AI technology, also known as artificial intelligence, has steadily been on the rise since the 1980s. With Pamela McCorduck believing that AI began with a ‘call to the gods,’ the start of AI technology came new conflicts that would arise from technological advancements. As modern devices have been deemed ‘un-useful’ toward future development, scientists have idealized a future full of robots.

That reality is soon to be true.

Studies between companies and scientists have brought a robot-reality into the 21st century – in fact, there are 33 types (and counting) of documented artificial intelligence that build off of and evolve from human activity. However, under President Trump’s new budget released in 2018, his decrease in funding for the Department of  Education, NASA, the Environmental Protection Agency and the Department of Energy show a digression of our technological advancements.

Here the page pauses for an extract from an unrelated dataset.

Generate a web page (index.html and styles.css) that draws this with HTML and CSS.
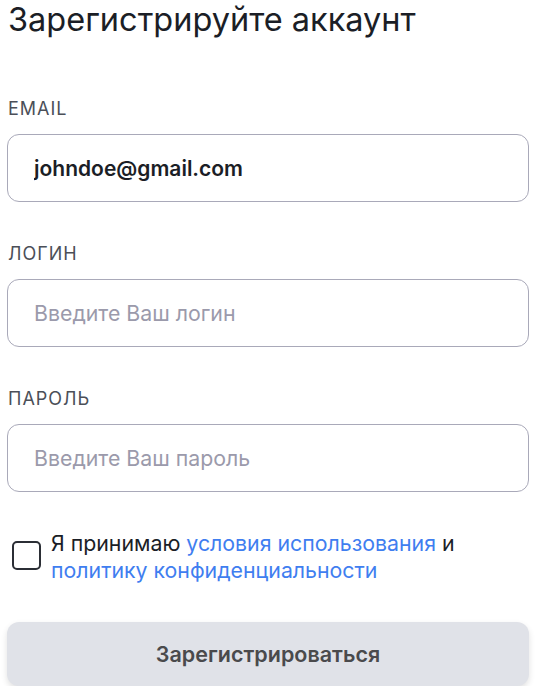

Ray Kurzweil, a computer scientist, has documented this in his recent book. He writes about the idea of an AI winter which may be detrimental in the development of new technology. An AI winter comes with a reduction of funding and interest in AI technology, which would ultimately hinder further development into important projects. With this in mind, despite the current political climate, scientists have rapidly begun funding and operations built to last the decade, and hopefully, bring light into our scientific world. How will AI technology pan out?

Even with these advancements made from different corporations, there is still a lot of risk with AI technology. Nick Bostrom, a physicist from Sweden, writes about existentialism and the idea of super intelligence. In an interview with spectrum.com, Bostrom highlights the harms of AI technology. Through his studies, he believes that the dangerous cultivation of new technology without caution will bring harm to humans themselves.

“If and when machines begin to surpass humans in general intelligence, the research would increasingly be done by machines. And as they got better, they would also get better at doing the research to make themselves even better.” -Nick Bostrom, 4 Dec 2014

This then falls back into the moral questions of developing AI technology. As many physicists, such as Michio Kaku and even Bostrom himself have questioned when the time comes for AI robots to take over, will humanity be able to withstand it? In an interview with Erika Strickland, Bostrom emphasizes the idea that there will only be two ways to prevent such a disaster: “The first is to control the AI’s capabilities, maybe by keeping it from connecting to the Internet… we should try instead to control the AI’s motivations.”

Even with his intensive research on existential crisis’ coming toward Earth, AI technology – as said by Bostrom himself – might also be a safe haven. Maybe through more developments, this positive insight of AI technology is necessary to bring change: “AI may be the biggest challenge our species has ever faced, it will also likely be our last challenge… If we crack the problem of how to create an AI that will look after us, it will take care of, well, everything else, forever.”